Page 5 of PrairyErth


  Dean and I came here in 1947, and we saw floods about every year, but the water never got out of the yard until ’51. It came up early on Wednesday morning, and it rolled across those west bean fields like a wall, it seems. We didn’t have much time before it started up the porch steps and under the front door and then through the windows. They’re low like old windows are. This is the highest house here: built in 1913 for seven thousand dollars and paid for with one crop of alfalfa seed. My husband was head wire- chief in Emporia, in telegraph communications for the Santa Fe, and whenever it looked like high water, he’d take out for town so he wouldn’t get cut off. That Wednesday he got the horse to higher ground and went on to work. I was here with my daughter and son, both still in school. First we crated up the chickens and took them up to the sun porch on the second floor, and that was our mistake: it took too much time to run down three dozen fryers. We got the dining table up on boxes and the piano up on something—got it up a foot or so—we thought that was enough, and she smiles at her naiveté and says, They tell that the Indians believed a big flood would come every hundred years, but our people who build on high ground have their wells go dry in the summer: we located down in here to have water. My well’s been polluted by floods, but it’s never gone dry.

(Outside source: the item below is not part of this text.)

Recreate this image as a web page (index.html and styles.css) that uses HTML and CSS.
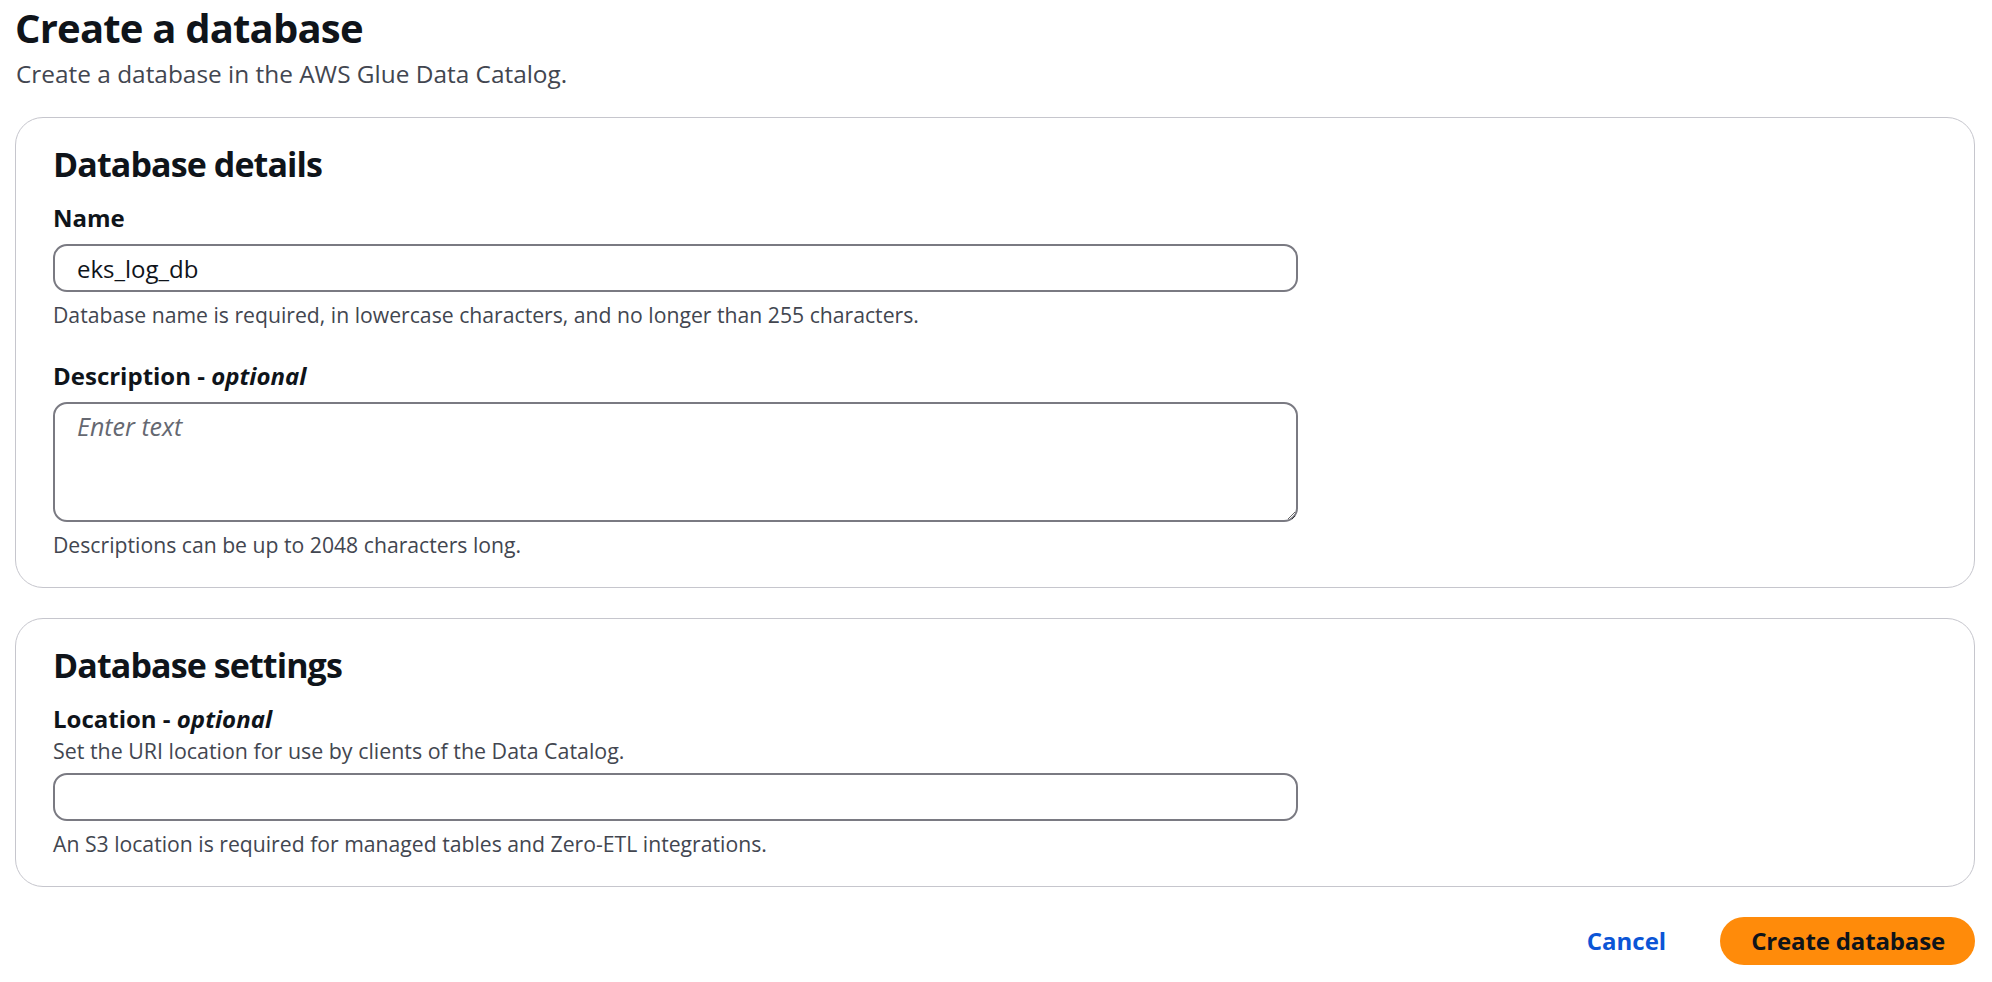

  There’s a story of the woman who in the drought of 1929 prayed hard for rain, even asking that the river overflow and water their dying corn, and it began raining, and the Cottonwood rose and washed out their whole crop, and I ask, did you pray? and she says, I suppose we did. My son got scared when the water started rising in the house, but he got over it. The first floor is four feet above the yard: I measured the water in this kitchen, and it came to the top of the table, thirty-three inches. We took canned goods upstairs: I remember a lot of hominy and mackerel. Haven’t eaten hominy since.

  Edith sets preserves and a glass of cold water on the table, and she says, When the river’s coming on, I always fill the bathtub so we can wash up and flush the toilet. Somebody will bring us drinking water. In ’51, a boat was at the house by noon to pick us up, but when the water’s six feet deep with a current like we get here, I don’t go outside. She says that as if speaking of spring showers. That boat wasn’t big enough. I can’t swim. Besides, I had no reason to get out. I like to stay and take care of things. I guess I’m an old river rat.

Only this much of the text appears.